The scene repeats itself several times over, the manager, Kurtzman obviously growing increasingly paranoid and agitated with every iteration.
As the viewer we’re complicit in the subterfuge which is revealed to us whenever Kurtzman opens and closes his office door. It’s a memorable parody of the “us” and “them” mentality and the way we’ve been conditioned to view work and leisure activity as polar extremes. It also illustrates how, despite even the most draconian of regimes, the human spirit of rebelliousness and mischief in pursuit of some form of involving interaction will out and ironically that this could and should be harnessed in some way.
In my experience of working with brands across sectors and with people at a variety of levels, it’s that self-same human spirit that makes or breaks organisations. Most people can force themselves to be “on brand” when on the spot.
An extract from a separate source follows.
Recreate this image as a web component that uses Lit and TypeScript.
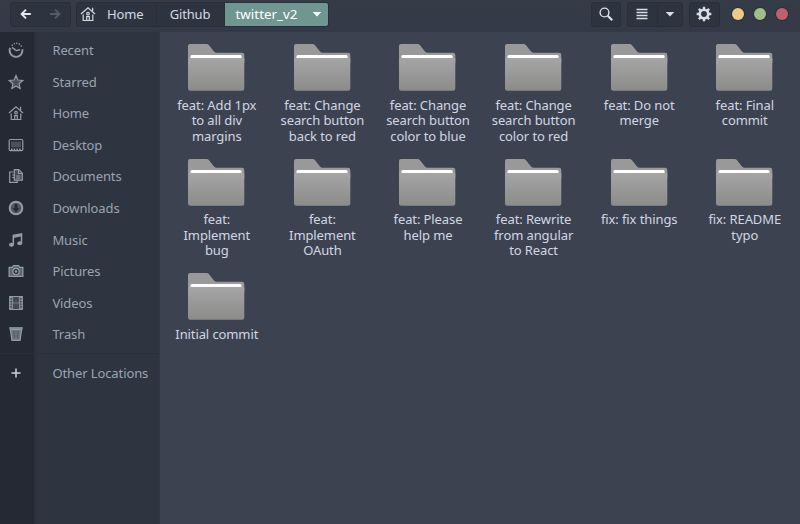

The trick is to ensure that they care enough to want to be “on brand” even when the boss isn’t watching. To this end, people are undoubtedly more comfortable, more engaged and more productive if they are self-aware enough to understand their deep-seated hopes, desires and ambitions and the values and behaviour that can lead to the fulfilment of those desires and dreams.
In turn, organisations are much more engaging, successful and sustainable if they care enough to be clear about their goals, values and culture and to engage their employees appropriately and sustainably. Put another way:
Employer brand (aspirational) minus employee brand = employment brand (actual)
Sure, it’s natural for leaders to become obsessed with survival and enforcing the ”day job” in the tough times. But the sooner we all recognise that it is the day job of leaders at all levels to encourage self-awareness, self-actualisation and to cultivate a true performance culture in which people feel free to be themselves and thereby share in the ownership of the organisation’s goals, the faster the recovery process will be.
And that’s in everyone’s best interests, isn’t it?